On April 17, during mental health awareness week at Nobles, mental health advocate, spoken word artist, author and TEDx speaker Hakeem Rahim Ed.M., M.A. spent a day with the community discussing personal experiences, tools and strategies to promote mental wellness. He spoke in both upper and middle school assembly, held smaller talks with groups of students in Towles Auditorium and over lunch in the Castle, and met with Nobles employees.

In 2012, Rahim began openly sharing his journey with mental illness, and has shared his message with nearly 100,000 students from middle school through college. In 2016, he launched the I AM Acceptance College Tour Campaign, a college campus tour designed to destigmatize mental illness and empower college students to take full control of their mental health. He is also the founder and CEO of Live Breathe, LLC.

Rahim queried students about perceptions and misperceptions surrounding mental health, as well as barriers to talking about it. Students named relative struggle (“someone else is struggling more than me, so I don’t have the right to say anything”); the fear of being judged, and not feeling their struggles are valid.

Rahim commended Nobles for prioritizing the conversation about mental health. Highlighting that “1 out of 5 teenagers experience some form of mental illness,” he emphasized three takeaway points:
• It’s okay to talk about what you’re going through.
• There is no shame in seeking help.
• There is hope.

Although Rahim experienced some of what he now recognizes as anxiety and depression as a child, bullied in school from grades 3-8, it wasn’t until college that his mental illness truly took hold. In the fall of 1998, he arrived at Harvard as a confident, promising freshman. He was an avid writer, popular, and joined the cheerleading squad. But this ebullient young man soon became increasingly anxious, panicky in social situations, and he began to eschew sleep for fear of losing his creativity. Even his dramatically deteriorating handwriting belied his inner turmoil.

Rahim had two manic episodes in college. During the second, he insisted to friends that he could interpret the language of the car engine, “saw” Jesus on the corner and scribbled his own prophecies. His roommate, alarmed, called Rahim’s parents, who immediately drove down from his cousin’s graduation in Washington, D.C. to bring him home to Long Island. They checked him into a psychiatric hospital for two weeks. For the first time, a psychiatrist explained to Rahim that his manic episodes, delusions, and other symptoms were indicators of bipolar disorder and depression. He left the hospital in the spring of 2000, and overcame subsequent bouts of depression with the support of his family and friends, eventually graduating with honors.
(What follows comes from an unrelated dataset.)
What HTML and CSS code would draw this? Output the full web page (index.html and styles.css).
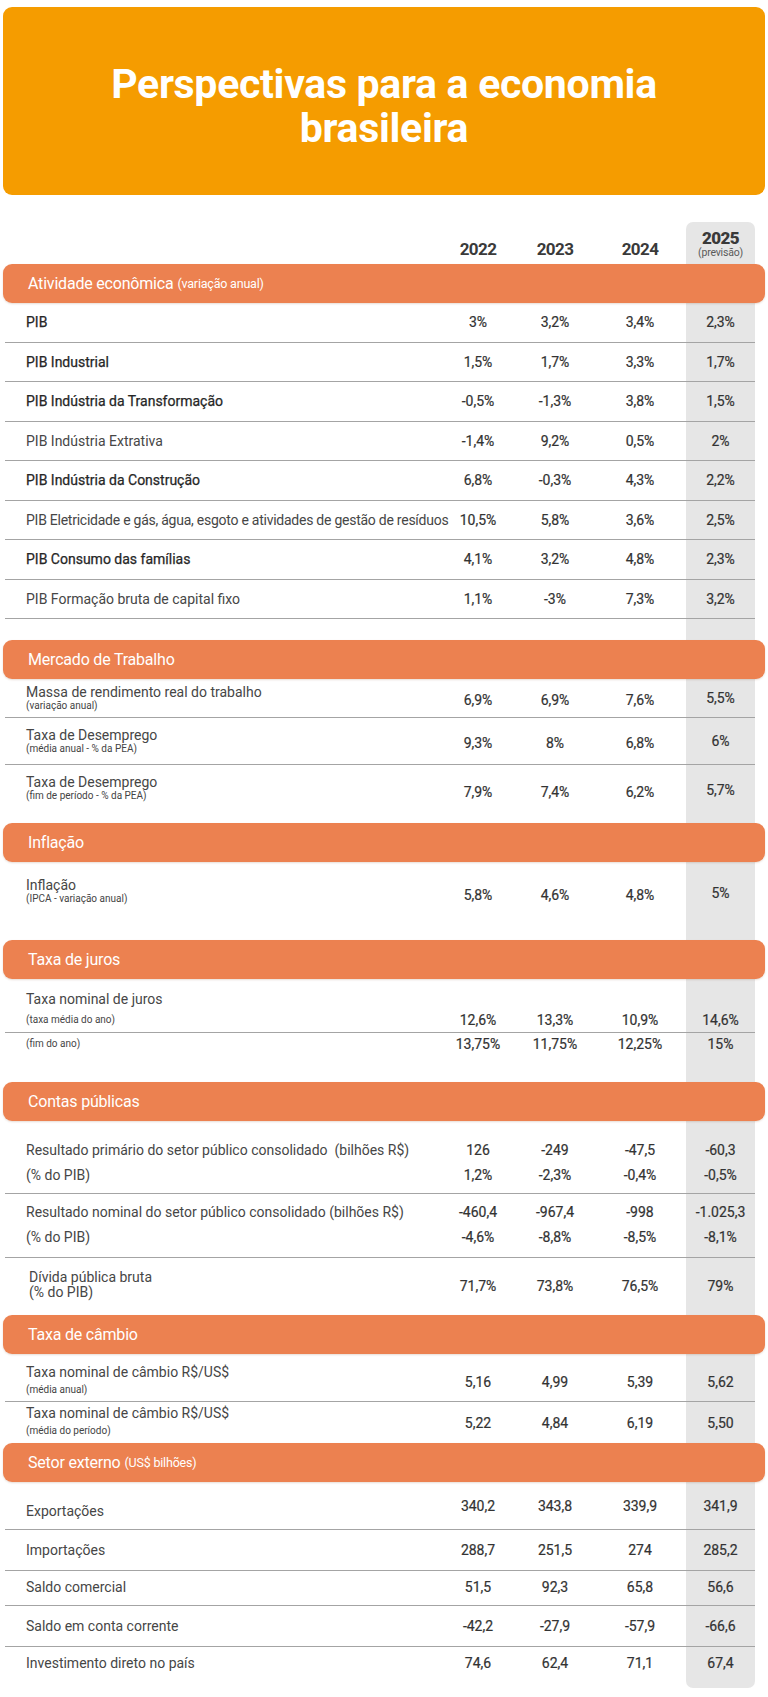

“If I thought life was over at 19, I wouldn’t have had the opportunity in 2014 to testify before Congress to advocate for other people with mental illness, or to go before the Senate in 2016 on behalf of people with mental health challenges,” Rahim said.

Rahim called out the barriers people named to getting help: internal isolation, social stigma, time, access or resources, and the challenge of acknowledging one needs treatment. But, he also offered a hopeful statistic: 80% of people who seek help for depression actually recover.

“Sometimes the best thing you can do for a friend is be available, listen, and do the little things for them that it’s hard to do when you’re depressed. It truly makes a difference,” Rahim said. He said in college it was also reassuring to know that a faculty member’s door was always open.

In addition to social support, the help of trained professionals is invaluable. “Therapy is not a conversation with a friend. You are sharing; that person is not sharing back. It’s important to find the right person to talk about your feelings with. Some just might not work out, but don’t let that be the reason you give up,” Rahim advised.

With faculty, Rahim led mindfulness activities and an exploration of the feelings about labels assigned in one’s youth. Organizer and Director of Psychology and Counseling Jennifer Hamilton shared, “It was a very open discussion with lots of time for journaling, small group and large group discussion.” Faculty learned how acceptance plays a role in mental wellness in the classroom, on campus and beyond, gaining new insights and wellness tools for both students and themselves.

Hamilton said, “Having Hakeem come to Nobles was another important step in lowering stigma around talking about mental health issues; although it can be uncomfortable at times to talk about mental health, the more we talk (and the more we send the message that it’s OK to sometimes not be OK), the more comfortable students become in seeking support for themselves or for a friend during difficult times.”

Rahim’s message to the whole community: “I want you to learn that it’s okay to talk about what you’re going through, there is no shame in seeking help, and there is absolutely hope. Keep going.”